| Here is some additional info from my experiments over the weekend.
I took the Lenovo T500 and removed its internal WiFi miniPCIe card.  In
its place, I put in a miniPCIe to PCIe converter card with a PCIe
socket.  Into that socket, I placed a PCIe dump card.  This card has a
switch that when you press it, it creates an SERR error.  Using the
utility provided by the vendor, I enabled all the bridges between the
card to carry the SERR signal to the CPU and cause the CPU to see it as
an NMI.  I tested the set-up several times.  Every single time I pressed
the switch, I got an NMI, followed by a kdump core.  So I was sure the
HW setup was working correctly.
I left two Lenovo T500 running over the weekend and when I returned this
morning, both had hung.  Completely frozen.  I pressed the NMI switch in
both systems and nothing.  No crashes, no coredumps.  It looks as if the
SERR/NMI is getting ignored/blocked or CPU is completely shutdown
(STPCLK).
This experiment helps me prove that the software watchdog code in Xen
was not the problem and indeed the NMIs are getting blocked somehow.

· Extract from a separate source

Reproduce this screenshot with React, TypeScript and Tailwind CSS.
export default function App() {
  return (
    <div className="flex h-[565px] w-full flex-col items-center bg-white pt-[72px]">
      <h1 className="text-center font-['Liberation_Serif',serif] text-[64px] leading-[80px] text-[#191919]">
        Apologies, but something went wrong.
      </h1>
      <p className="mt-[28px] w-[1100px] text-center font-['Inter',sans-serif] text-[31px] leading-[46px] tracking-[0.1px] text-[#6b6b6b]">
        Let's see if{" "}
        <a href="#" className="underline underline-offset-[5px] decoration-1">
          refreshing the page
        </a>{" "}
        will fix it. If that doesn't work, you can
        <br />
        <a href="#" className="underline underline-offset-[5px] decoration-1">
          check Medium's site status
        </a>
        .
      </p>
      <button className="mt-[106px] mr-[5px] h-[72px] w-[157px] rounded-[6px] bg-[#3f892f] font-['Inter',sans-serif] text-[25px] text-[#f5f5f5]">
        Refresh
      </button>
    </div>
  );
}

This is what I now need to investigate.  Areas that I care to learn more
about are the SMI handler and the external chip's use of the STPCLK
signal to the CPU.
As an additional bit of info, the only response we get when the systems
are hung is a beep when the power cord is unplugged/plugged from the
laptop.  I don't know if the beep is done via a HW module or whether
ACPI/BIOS is involved.
Still looking for additional ideas.
Regards,
Roger R. Cruz
-----Original Message-----
From: xen-devel-bounces@xxxxxxxxxxxxxxxxxxx
[mailto:xen-devel-bounces@xxxxxxxxxxxxxxxxxxx] On Behalf Of Roger Cruz
Sent: Monday, October 04, 2010 3:03 PM
To: Jan Kiszka
Cc: xen-devel@xxxxxxxxxxxxxxxxxxx; Konrad Rzeszutek Wilk
Subject: [Xen-devel] RE: How to generate a HW NMI
> BTW, "rmmod processor thermal" (should be equivalent to your Xen
I am not familiar with the thermal module but my guess is that they are
not the same as the C3 states which can be entered when the kernel
becomes idle.  I believe the thermal plays with other type of state (P?)

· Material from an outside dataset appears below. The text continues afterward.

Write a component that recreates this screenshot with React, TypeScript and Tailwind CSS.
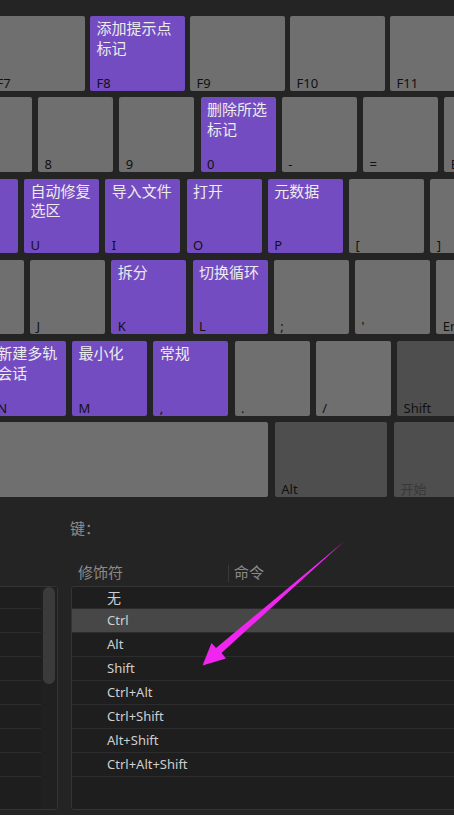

where it alters the voltage and frequency of the CPU to keep the CPU
still running but at a particular % of the top speed.  The C3 state
causes the CPU clocks to shutdown entirely and then it is awaken by an
external event.
R.
-----Original Message-----
From: Jan Kiszka [mailto:jan.kiszka@xxxxxxxxxxx] 
Sent: Monday, October 04, 2010 11:23 AM
To: Roger Cruz
Cc: Konrad Rzeszutek Wilk; xen-devel@xxxxxxxxxxxxxxxxxxx
Subject: Re: How to generate a HW NMI
Am 04.10.2010 16:19, Roger Cruz wrote:
> Until Friday, all hard hangs that we and our customers had experienced
> were on Lenovo T500 and X200, even with their latest BIOSes.

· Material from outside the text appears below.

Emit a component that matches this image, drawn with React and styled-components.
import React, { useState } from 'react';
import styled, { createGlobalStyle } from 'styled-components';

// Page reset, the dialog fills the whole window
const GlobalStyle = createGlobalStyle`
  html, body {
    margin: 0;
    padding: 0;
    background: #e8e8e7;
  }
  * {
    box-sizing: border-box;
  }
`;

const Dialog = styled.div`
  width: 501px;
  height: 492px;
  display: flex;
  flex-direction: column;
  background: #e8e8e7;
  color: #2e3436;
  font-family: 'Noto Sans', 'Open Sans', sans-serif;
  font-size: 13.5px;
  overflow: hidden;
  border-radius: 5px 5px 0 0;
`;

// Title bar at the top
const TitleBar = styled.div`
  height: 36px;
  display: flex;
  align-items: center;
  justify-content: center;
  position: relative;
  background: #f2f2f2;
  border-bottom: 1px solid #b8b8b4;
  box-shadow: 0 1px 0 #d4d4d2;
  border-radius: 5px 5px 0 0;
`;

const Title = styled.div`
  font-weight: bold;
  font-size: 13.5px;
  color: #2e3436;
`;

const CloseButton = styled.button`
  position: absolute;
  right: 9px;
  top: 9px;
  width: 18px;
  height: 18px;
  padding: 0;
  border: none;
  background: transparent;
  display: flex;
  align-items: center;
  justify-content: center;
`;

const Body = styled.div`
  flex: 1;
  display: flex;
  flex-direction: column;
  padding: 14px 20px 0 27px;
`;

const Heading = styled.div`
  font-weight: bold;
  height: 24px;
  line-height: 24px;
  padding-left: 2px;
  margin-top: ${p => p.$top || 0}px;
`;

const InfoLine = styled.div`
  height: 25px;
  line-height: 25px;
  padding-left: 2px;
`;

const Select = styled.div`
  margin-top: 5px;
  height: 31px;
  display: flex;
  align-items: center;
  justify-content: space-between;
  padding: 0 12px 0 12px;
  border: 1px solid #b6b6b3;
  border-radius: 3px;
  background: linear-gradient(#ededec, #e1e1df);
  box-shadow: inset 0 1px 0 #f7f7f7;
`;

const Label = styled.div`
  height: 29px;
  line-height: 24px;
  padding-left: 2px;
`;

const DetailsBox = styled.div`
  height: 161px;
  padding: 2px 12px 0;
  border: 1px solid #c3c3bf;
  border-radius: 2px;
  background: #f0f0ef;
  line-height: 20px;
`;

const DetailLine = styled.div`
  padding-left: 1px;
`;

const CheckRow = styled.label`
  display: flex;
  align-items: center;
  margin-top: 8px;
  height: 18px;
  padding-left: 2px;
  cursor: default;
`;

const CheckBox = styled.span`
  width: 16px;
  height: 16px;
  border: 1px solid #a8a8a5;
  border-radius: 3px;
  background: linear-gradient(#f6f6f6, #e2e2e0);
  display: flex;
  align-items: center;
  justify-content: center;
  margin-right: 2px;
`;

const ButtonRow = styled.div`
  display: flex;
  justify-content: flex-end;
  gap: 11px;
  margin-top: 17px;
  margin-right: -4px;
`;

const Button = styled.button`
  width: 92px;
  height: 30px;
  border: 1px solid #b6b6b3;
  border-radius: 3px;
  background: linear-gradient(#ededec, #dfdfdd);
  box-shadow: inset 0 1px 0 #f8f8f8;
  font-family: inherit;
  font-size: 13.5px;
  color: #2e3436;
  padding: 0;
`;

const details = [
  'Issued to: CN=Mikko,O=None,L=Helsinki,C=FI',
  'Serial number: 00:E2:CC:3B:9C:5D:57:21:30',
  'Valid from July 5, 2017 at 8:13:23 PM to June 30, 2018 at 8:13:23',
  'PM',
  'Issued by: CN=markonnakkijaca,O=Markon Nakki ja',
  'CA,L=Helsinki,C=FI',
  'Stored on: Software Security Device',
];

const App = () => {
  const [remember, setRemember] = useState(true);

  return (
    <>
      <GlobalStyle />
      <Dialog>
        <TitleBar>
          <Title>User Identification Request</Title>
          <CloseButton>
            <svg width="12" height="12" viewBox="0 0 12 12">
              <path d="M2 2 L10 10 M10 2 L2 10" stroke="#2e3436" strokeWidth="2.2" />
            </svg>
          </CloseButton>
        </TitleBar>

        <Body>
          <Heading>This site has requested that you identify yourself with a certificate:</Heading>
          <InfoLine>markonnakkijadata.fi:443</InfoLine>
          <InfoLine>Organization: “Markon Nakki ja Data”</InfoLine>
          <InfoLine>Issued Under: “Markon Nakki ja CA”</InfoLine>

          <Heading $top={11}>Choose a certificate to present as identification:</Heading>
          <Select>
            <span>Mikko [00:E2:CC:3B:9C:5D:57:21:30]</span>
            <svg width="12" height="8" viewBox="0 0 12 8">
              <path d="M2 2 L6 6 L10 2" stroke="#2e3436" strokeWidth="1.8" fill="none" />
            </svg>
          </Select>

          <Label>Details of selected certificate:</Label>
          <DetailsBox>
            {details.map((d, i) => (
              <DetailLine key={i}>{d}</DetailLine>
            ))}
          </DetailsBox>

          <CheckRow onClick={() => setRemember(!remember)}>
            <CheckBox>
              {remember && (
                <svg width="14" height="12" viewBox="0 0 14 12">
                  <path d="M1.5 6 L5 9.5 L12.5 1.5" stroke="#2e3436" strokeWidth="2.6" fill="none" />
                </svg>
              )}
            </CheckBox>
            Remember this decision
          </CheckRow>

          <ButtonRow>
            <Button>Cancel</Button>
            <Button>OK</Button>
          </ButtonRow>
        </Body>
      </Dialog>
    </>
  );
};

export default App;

Yeah, the T500 was reported as problematic here as well. My Fujitsu
Celsius H700 also crashes.
In contrast, we have positive results from a Dell server with an Asus
P6T Deluxe V2 board and a Core i7 920.
>  The Lenovo
> T400 has never hung for me and I don't have any reports on them from
the
> field.  On Friday, I had an HP i5 hard hang with similar footprint as
i5? Mmh, we only have reports from i7 so far. Which BIOS vendor?
> the Lenovos.  When this hard hang happens, the Xen watchdog (which is
> driven by the NMI handler) will not do its job and cause a crash/stack
> trace.
>  This is why we have started to suspect something with the BIOS
> and SMIs as they are the only thing that can block an NMI.  I am
pretty
> certain that this is somehow related to entering C3 power states and
> possibly at the same time an SMI comes in.
I tried various stuff under Linux as well: nmi_watchdog=1, tracing to
VGA buffer right before/after guest-host switch (it always hangs after
entry here), verified guest interruptibility before entry (though
hypervisors usually do not play with the critical bits), read-out of
host RAM (including kernel log buffer) via Firewire - it all points to a
crash outside the scope of the host OS.
>  The time it takes to hang
> varies from 30mins to 24 hrs.
We are a bit more lucky, maybe due to our special guest (an old RTOS in
16-bit mode): I can reproduce the hang after a few minutes.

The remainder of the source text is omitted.